Orientasi Jangka Panjang dan Fleksibilitas Bisnis
Banyak konglomerat Tionghoa memiliki visi bisnis jangka panjang. Mereka tidak terburu-buru mencari keuntungan instan, melainkan fokus pada pembangunan fondasi yang kuat, ekspansi bertahap, dan diversifikasi portofolio. Keputusan bisnis seringkali dipertimbangkan matang-matang dengan mempertimbangkan keberlanjutan lintas generasi.
Selain itu, terdapat fleksibilitas dan adaptabilitas yang tinggi dalam menghadapi perubahan pasar. Para pengusaha Tionghoa seringkali cepat melihat peluang di sektor-sektor baru atau beradaptasi dengan teknologi dan tren yang berkembang. Kemampuan untuk merangkul perubahan dan memutar strategi dengan cepat menjadi kunci dalam mempertahankan relevansi dan pertumbuhan bisnis mereka.
Pentingnya Pendidikan dan Warisan Pengetahuan
Ada penghargaan yang mendalam terhadap pendidikan dalam keluarga Tionghoa. Pendidikan dipandang sebagai investasi penting untuk masa depan, bukan hanya untuk pekerjaan, tetapi juga untuk mengembangkan kemampuan analitis dan strategi yang penting dalam bisnis. Generasi penerus seringkali didorong untuk mendapatkan pendidikan tinggi, bahkan di luar negeri, kemudian kembali untuk menerapkan ilmu mereka dalam mengembangkan bisnis keluarga.
Pengelolaan bisnis seringkali bersifat familial, di mana pengetahuan dan pengalaman diwariskan dari satu generasi ke generasi berikutnya. Hal ini menciptakan kesinambungan dan akumulasi know-how yang berharga. Generasi muda belajar dari pengalaman pahit dan keberhasilan para pendahulu, memungkinkan mereka untuk membangun di atas fondasi yang sudah kokoh.

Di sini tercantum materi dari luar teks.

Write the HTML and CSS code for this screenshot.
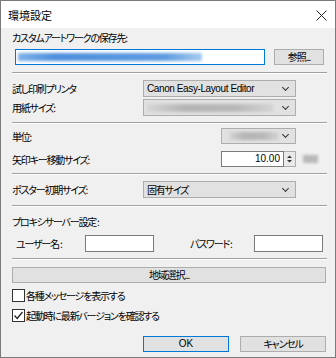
FILE: index.html
```html
<!DOCTYPE html>
<html lang="ja">
<head>
    <meta charset="UTF-8">
    <title>環境設定</title>
    <link rel="stylesheet" href="styles.css">
</head>
<body>
    <div class="window">
        <!-- Title bar -->
        <div class="titlebar">
            <span class="title">環境設定</span>
            <svg class="close" width="11" height="11" viewBox="0 0 11 11">
                <path d="M0.5 0.5 L10.5 10.5 M10.5 0.5 L0.5 10.5" stroke="#222" stroke-width="1" fill="none"/>
            </svg>
        </div>

        <div class="content">
            <div class="label first-label">カスタムアートワークの保存先:</div>
            <div class="row path-row">
                <div class="textbox path-box focused"><div class="blur blur-blue"></div></div>
                <button class="btn browse">参照...</button>
            </div>

            <div class="sep sep-1"></div>

            <div class="row field printer-row">
                <span class="field-label">試し印刷プリンタ</span>
                <div class="select wide"><span class="select-text latin">Canon Easy-Layout Editor</span><span class="chev"></span></div>
            </div>
            <div class="row field paper-row">
                <span class="field-label">用紙サイズ:</span>
                <div class="select wide"><div class="blur blur-gray long"></div><span class="chev"></span></div>
            </div>

            <div class="sep sep-2"></div>

            <div class="row field unit-row">
                <span class="field-label">単位:</span>
                <div class="select narrow"><div class="blur blur-gray short"></div><span class="chev"></span></div>
            </div>
            <div class="row field arrow-row">
                <span class="field-label">矢印キー移動サイズ:</span>
                <div class="spin-group">
                    <div class="textbox number latin">10.00</div>
                    <div class="spinner">
                        <svg width="7" height="10" viewBox="0 0 7 10">
                            <path d="M1 4 L3.5 1.5 L6 4 Z M1 6 L3.5 8.5 L6 6 Z" fill="#333"/>
                        </svg>
                    </div>
                </div>
                <div class="blur unit-blur"></div>
            </div>

            <div class="sep sep-3"></div>

            <div class="row field poster-row">
                <span class="field-label">ポスター初期サイズ:</span>
                <div class="select wide"><span class="select-text">固有サイズ</span><span class="chev"></span></div>
            </div>

            <div class="sep sep-4"></div>

            <div class="label proxy-label">プロキシサーバー設定&nbsp;:</div>
            <div class="row proxy-row">
                <span class="user-label">ユーザー名&nbsp;:</span>
                <div class="textbox proxy-box"></div>
                <span class="pass-label">パスワード&nbsp;:</span>
                <div class="textbox proxy-box"></div>
            </div>

            <div class="sep sep-5"></div>

            <button class="btn region">地域選択...</button>

            <label class="check check-1">
                <span class="box"></span>
                <span>各種メッセージを表示する</span>
            </label>
            <label class="check check-2">
                <span class="box">
                    <svg width="11" height="11" viewBox="0 0 11 11">
                        <path d="M1.5 5.5 L4.2 8.5 L9.5 2" stroke="#222" stroke-width="1.3" fill="none"/>
                    </svg>
                </span>
                <span>起動時に最新バージョンを確認する</span>
            </label>

            <div class="row footer">
                <button class="btn ok latin">OK</button>
                <button class="btn cancel">キャンセル</button>
            </div>
        </div>
    </div>
</body>
</html>
```

FILE: styles.css
```css
body {
    margin: 0;
    background: #f0f0f0;
}

.window {
    width: 336px;
    height: 358px;
    box-sizing: border-box;
    border: 1px solid #7a7a7a;
    background: #f0f0f0;
    font-family: "Noto Sans CJK JP", sans-serif;
    font-size: 10px;
    letter-spacing: -1.2px;
    font-feature-settings: "palt";
    color: #000;
    overflow: hidden;
}

.latin {
    font-family: "Liberation Sans", sans-serif;
    font-size: 10px;
    letter-spacing: -0.4px;
}

.titlebar {
    height: 27px;
    background: #fff;
    display: flex;
    align-items: center;
    justify-content: space-between;
    padding: 0 8px 0 7px;
}

.title {
    font-size: 11px;
    letter-spacing: 0;
}

.close {
    margin-top: 1px;
}

.content {
    padding: 0 8px 0 11px;
    display: flex;
    flex-direction: column;
}

.label {
    height: 14px;
    line-height: 14px;
}

.first-label {
    margin-top: 3px;
}

.row {
    display: flex;
    align-items: center;
}

.path-row {
    margin-top: 4px;
    height: 16px;
    padding-left: 3px;
}

.textbox {
    box-sizing: border-box;
    background: #fff;
    border: 1px solid #7a7a7a;
    height: 16px;
    position: relative;
    overflow: hidden;
}

.textbox.focused {
    border-color: #0078d7;
}

.path-box {
    width: 250px;
}

.blur {
    filter: blur(1.5px);
}

.blur-blue {
    position: absolute;
    left: 2px;
    top: 3px;
    width: 184px;
    height: 8px;
    background: linear-gradient(90deg, #7fb2e8, #4d8fdc 20%, #5f9ce0 80%, #a8cbf0);
}

.btn {
    box-sizing: border-box;
    height: 16px;
    border: 1px solid #adadad;
    background: #e1e1e1;
    font-family: inherit;
    font-size: inherit;
    letter-spacing: inherit;
    font-feature-settings: "palt";
    padding: 0;
    color: #000;
    line-height: 14px;
}

.btn.latin {
    font-family: "Liberation Sans", sans-serif;
    font-size: 10px;
    letter-spacing: 0;
}

.browse {
    width: 50px;
    margin-left: 9px;
}

.sep {
    height: 1px;
    border-top: 1px solid #a0a0a0;
    background: #fff;
}

.sep-1 { margin-top: 7px; }
.sep-2 { margin-top: 6px; }
.sep-3 { margin-top: 6px; }
.sep-4 { margin-top: 7px; }
.sep-5 { margin-top: 6px; }

.field {
    height: 17px;
}

.field-label {
    width: 131px;
    flex: none;
}

.printer-row { margin-top: 6px; }
.paper-row { margin-top: 2px; }
.unit-row { margin-top: 4px; height: 16px; }
.arrow-row { margin-top: 7px; height: 16px; }
.poster-row { margin-top: 6px; }

.select {
    box-sizing: border-box;
    height: 100%;
    border: 1px solid #adadad;
    background: #e1e1e1;
    display: flex;
    align-items: center;
    padding-left: 3px;
    position: relative;
}

.select.wide {
    width: 153px;
}

.select.narrow {
    width: 75px;
    margin-left: 78px;
}

.select-text {
    flex: 1;
}

.chev {
    width: 4px;
    height: 4px;
    border-right: 1px solid #333;
    border-bottom: 1px solid #333;
    transform: rotate(45deg);
    margin: 0 7px 3px 0;
    margin-left: auto;
}

.blur-gray {
    height: 8px;
    background: linear-gradient(90deg, #d6d6d6, #b4b4b4 30%, #b8b8b8 70%, #d4d4d4);
}

.blur-gray.long {
    width: 126px;
}

.blur-gray.short {
    width: 50px;
    margin-left: 4px;
}

.spin-group {
    display: flex;
    margin-left: 78px;
    height: 16px;
}

.number {
    width: 63px;
    text-align: right;
    padding-right: 3px;
    line-height: 14px;
    letter-spacing: 0;
}

.spinner {
    box-sizing: border-box;
    width: 12px;
    height: 16px;
    border: 1px solid #adadad;
    border-left: none;
    background: #e9e9e9;
    display: flex;
    align-items: center;
    justify-content: center;
}

.unit-blur {
    width: 15px;
    height: 8px;
    margin-left: 7px;
    background: #b8b8b8;
    filter: blur(1.5px);
}

.proxy-label {
    margin-top: 8px;
}

.proxy-row {
    margin-top: 6px;
    height: 17px;
}

.user-label {
    width: 73px;
    padding-left: 4px;
    box-sizing: border-box;
    flex: none;
}

.proxy-box {
    width: 69px;
    height: 17px;
    flex: none;
}

.pass-label {
    margin-left: 36px;
    width: 64px;
    flex: none;
}

.region {
    margin-top: 7px;
    width: 314px;
}

.check {
    display: flex;
    align-items: center;
    height: 14px;
    gap: 1px;
}

.check-1 { margin-top: 5px; }
.check-2 { margin-top: 6px; }

.box {
    box-sizing: border-box;
    width: 13px;
    height: 13px;
    border: 1px solid #333;
    background: #fff;
    display: flex;
    align-items: center;
    justify-content: center;
}

.footer {
    margin-top: 14px;
    padding-left: 131px;
    gap: 11px;
}

.ok {
    width: 86px;
    border-color: #0078d7;
}

.cancel {
    width: 86px;
}
```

Fenomena banyaknya konglomerat Tionghoa adalah hasil dari interaksi kompleks antara faktor historis yang memaksa mereka untuk berjuang, nilai-nilai budaya yang menekankan kerja keras dan disiplin, kekuatan jejaring sosial, orientasi bisnis jangka panjang, dan penghargaan terhadap pendidikan. Ini bukan tentang keunggulan genetik, melainkan tentang adopsi dan adaptasi terhadap prinsip-prinsip yang terbukti sukses dalam membangun dan mengembangkan kekayaan.
Meskipun setiap individu memiliki kisah suksesnya sendiri, pola-pola umum ini memberikan wawasan tentang bagaimana komunitas yang gigih, didukung oleh nilai-nilai budaya yang kuat, mampu membangun kerajaan bisnis yang berpengaruh di skala nasional maupun global.